You’re really wishing a lot more in to AI than is actually there.

replies(2): >>Terret+891 >>rmorey+vg1

>>wredue+UZ
So if not artificial, what form of intelligence have the kids reached and is it any more or less impressive?

Certainly a lot of folks wish more into kids than is really there.

>>pama+LZ
> There is no real meaning in the word "spatial" representation beyond the particular connectivity of the graph of the locations

I don't think it makes sense to talk of the model (potentially) knowing that knights make L-shaped moves (i.e. 2 squares left or right, plus 1 square up or down, or vice versa) unless it is able to add/subtract row/column numbers to be able to determine the squares it can move to on the basis of this (hypothetical) L-shaped move knowledge.

Being able to do row/column math is essentially what I mean by spatial representation - that it knows the spatial relationships between rows ("1"-"8") and columns ("a"-"h"), such that if it had a knight on e1 it could then use this L-shaped move knowledge to do coordinate math like e1 + (1,2) = f3.

I rather doubt this is the case. I expect the board representation is just a map from square name (not coordinates) to piece on that square, and that generated moves likely are limited to those it saw the piece being moved make when it had been on the same square during training - i.e. it's not calculating possible, say, knight destinations base on an L-shaped move generalization, but rather "recalling" a move it had seen during training when (among other things) it had a knight on a given square.

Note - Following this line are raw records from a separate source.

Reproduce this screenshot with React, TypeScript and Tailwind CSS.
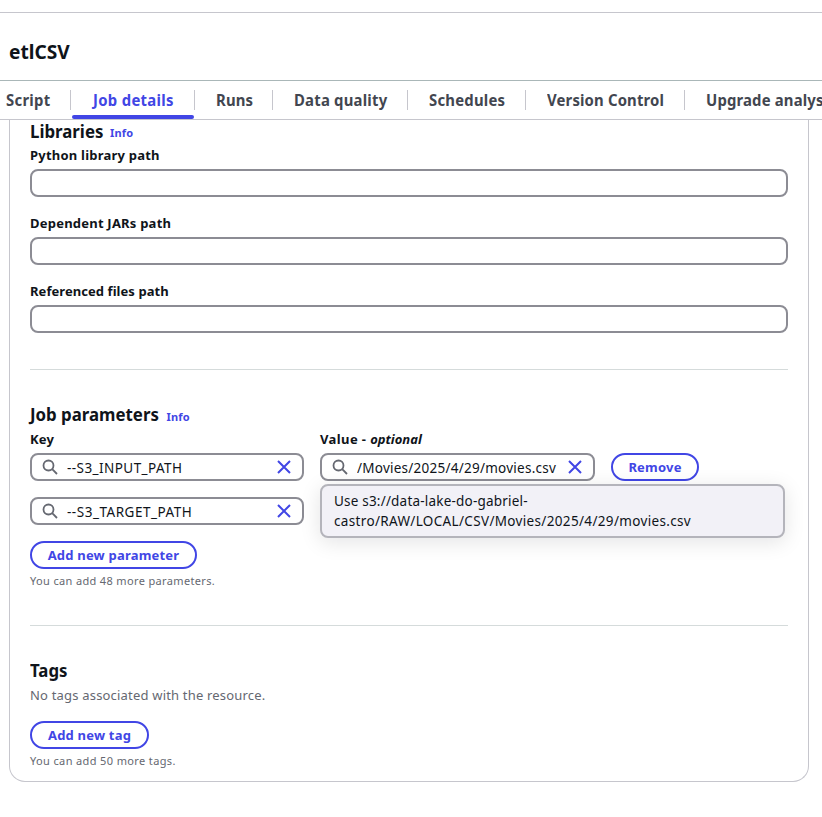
import React from 'react';

const tabs = [
  { label: 'Script', box: 'w-[71px] pl-[6px]', spacing: 'tracking-[0.3px]' },
  { label: 'Job details', box: 'w-[124px] pl-[22px]', spacing: 'tracking-[0.32px]', active: true },
  { label: 'Runs', box: 'w-[78px] pl-[21px]', spacing: 'tracking-[0.17px]' },
  { label: 'Data quality', box: 'w-[135px] pl-[21px]', spacing: 'tracking-[0.22px]' },
  { label: 'Schedules', box: 'w-[118px] pl-[21px]', spacing: 'tracking-[0.24px]' },
  { label: 'Version Control', box: 'w-[159px] pl-[21px]', spacing: 'tracking-[0.17px]' },
  { label: 'Upgrade analysis', box: 'w-[180px] pl-[21px]', spacing: 'tracking-[0.17px]' },
];

function Heading({ children, info, lift = '-mt-px', infoPad = 'pt-[4px]' }: { children: React.ReactNode; info?: string; lift?: string; infoPad?: string }) {
  return (
    <div className="flex h-[24px] items-start">
      <h2 className={info ? `${info} shrink-0` : ''}>
        <span className={`${lift} inline-block origin-left scale-x-[0.935] text-[18px] leading-[24px] font-bold whitespace-nowrap`}>{children}</span>
      </h2>
      {info && <a className={`${infoPad} text-[11px] leading-[20px] font-bold tracking-[0.2px] text-[#4146e5]`}>Info</a>}
    </div>
  );
}

function Label({ children, spacing = 'tracking-[0.22px]' }: { children: React.ReactNode; spacing?: string }) {
  return <div className={`h-[24px] text-[13px] leading-[20px] font-bold ${spacing}`}>{children}</div>;
}

function PathField({ label, spacing }: { label: string; spacing?: string }) {
  return (
    <div className="h-[68px]">
      <Label spacing={spacing}>{label}</Label>
      <div className="h-[28px] rounded-[8px] border-2 border-[#8c8c94]" />
    </div>
  );
}

function SearchField({ width, children, spacing }: { width: string; children: React.ReactNode; spacing: string }) {
  return (
    <div className={`${width} flex h-[28px] shrink-0 items-center rounded-[8px] border-2 border-[#8c8c94] pr-[10px] pl-[10px]`}>
      <svg className="shrink-0" width="16" height="16" viewBox="0 0 16 16" fill="none" stroke="#656871" strokeWidth="1.8">
        <circle cx="6.5" cy="6.5" r="5" />
        <path d="M10.2 10.2 15 15" />
      </svg>
      <div className={`ml-[9px] flex h-[24px] flex-1 overflow-hidden pt-[3px] text-[13.5px] leading-[20px] whitespace-nowrap ${spacing}`}>
        {children}
      </div>
      <svg className="shrink-0" width="16" height="16" viewBox="0 0 16 16" fill="none" stroke="#4146e5" strokeWidth="2">
        <path d="m2 2 12 12M14 2 2 14" />
      </svg>
    </div>
  );
}

function Button({ width, children }: { width: string; children: React.ReactNode }) {
  return (
    <button className={`${width} flex h-[28px] shrink-0 items-center justify-center rounded-full border-2 border-[#4146e5] text-[13px] leading-[20px] font-bold tracking-[0.2px] whitespace-nowrap text-[#4146e5]`}>
      {children}
    </button>
  );
}

export default function App() {
  return (
    <div className="h-[817px] w-[822px] overflow-hidden bg-white pt-[12px] font-['Noto_Sans',sans-serif] text-[#0f141a]">
      <header className="flex h-[68px] items-center border-t border-[#c6c6cd] pt-[11px] pl-[9px]">
        <h1 className="origin-left scale-x-[0.955] text-[20px] leading-[24px] font-bold">etlCSV</h1>
      </header>
      <nav className="flex h-[40px] border-t border-b border-t-[#aab7b8] border-b-[#c6c6cd]">
        {tabs.map((tab, i) => (
          <div key={tab.label} className={`${tab.box} relative h-[38px] shrink-0 pt-[7px]`}>
            <span className={`${tab.spacing} inline-block origin-left scale-x-[0.93] text-[16px] leading-[20px] font-bold whitespace-nowrap ${tab.active ? 'text-[#4146e5]' : 'text-[#424650]'}`}>
              {tab.label}
            </span>
            {i < tabs.length - 1 && <i className="absolute top-[9px] right-0 h-[20px] w-px bg-[#c6c6cd]" />}
            {tab.active && <i className="absolute top-[34px] left-[1px] h-[4px] w-[122px] rounded-full bg-[#4146e5]" />}
          </div>
        ))}
      </nav>
      <main className="ml-[9px] h-[662px] w-[800px] rounded-b-[16px] border border-t-0 border-[#c6c6cd] px-[20px]">
        <section className="h-[249px]">
          <Heading info="w-[80px]" lift="-mt-[2px]" infoPad="pt-[3px]">Libraries</Heading>
          <div className="mt-px">
            <PathField label="Python library path" />
            <PathField label="Dependent JARs path" />
            <PathField label="Referenced files path" spacing="tracking-[0.06px]" />
          </div>
        </section>
        <section className="h-[256px] border-t border-[#d5dbdb] pt-[33px]">
          <Heading info="w-[136.5px]">Job parameters</Heading>
          <div className="relative mt-[2px] flex gap-[16px]">
            <div className="w-[274px]">
              <Label>Key</Label>
              <SearchField width="w-[274px]" spacing="tracking-[0.44px]">--S3_INPUT_PATH</SearchField>
              <div className="h-[16px]" />
              <SearchField width="w-[274px]" spacing="tracking-[0.52px]">--S3_TARGET_PATH</SearchField>
            </div>
            <div className="w-[275px]">
              <Label spacing="tracking-[0.4px]">Value - <em className="tracking-normal">optional</em></Label>
              <SearchField width="w-[275px]" spacing="tracking-[0.25px]">/Movies/2025/4/29/movies.csv</SearchField>
            </div>
            <div className="pt-[24px]">
              <Button width="w-[88px]">Remove</Button>
            </div>
            <div className="absolute top-[55px] left-[290px] h-[54px] w-[465px] rounded-[8px] border-2 border-[#b4b4bb] bg-[#f2f1f7] px-[12px] pt-[5px] text-[13.5px] leading-[20px] shadow-[0_4px_20px_1px_rgba(0,7,22,0.10)]">
              <div className="tracking-[0.2px]">Use s3://data-lake-do-gabriel-</div>
              <div className="tracking-[0.34px]">castro/RAW/LOCAL/CSV/Movies/2025/4/29/movies.csv</div>
            </div>
          </div>
          <div className="h-[16px]" />
          <Button width="w-[167px]">Add new parameter</Button>
          <p className="mt-[4px] text-[11px] leading-[16px] tracking-[0.35px] text-[#656871]">You can add 48 more parameters.</p>
        </section>
        <section className="border-t border-[#d5dbdb] pt-[33px]">
          <Heading>Tags</Heading>
          <p className="mt-[2px] text-[13px] leading-[20px] tracking-[0.19px] text-[#656871]">No tags associated with the resource.</p>
          <div className="h-[16px]" />
          <Button width="w-[119px]">Add new tag</Button>
          <p className="mt-[4px] text-[11px] leading-[16px] tracking-[0.37px] text-[#656871]">You can add 50 more tags.</p>
        </section>
      </main>
    </div>
  );
}
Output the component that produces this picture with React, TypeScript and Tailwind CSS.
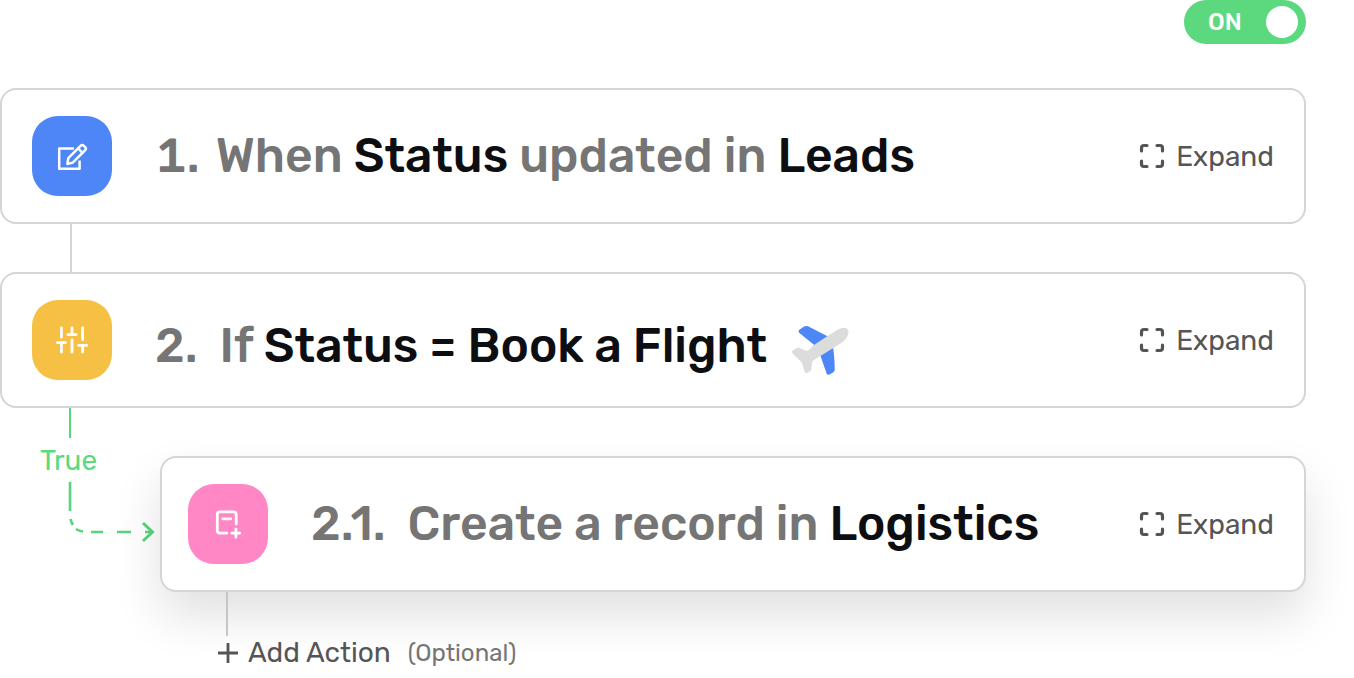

Somewhat useless speculation perhaps, but would seem simple and sufficient, and an easy hypothesis to test.

replies(1): >>baq+SP2

>>wredue+UZ
That's entirely my point: both your kids and ChessGPT know the rules, but still don't play very strongly. You say they "don’t know much more than how the pieces move" but that's exactly what the rules are, how the pieces are allowed to move, given the sequence of moves that have come before (i.e the state of the board.) I'm saying ChessGPT is a poor player, and didn't learn much high level play. But it definitely learned the rules!

>>HarHar+Bb1
IMHO this would be a publishable result.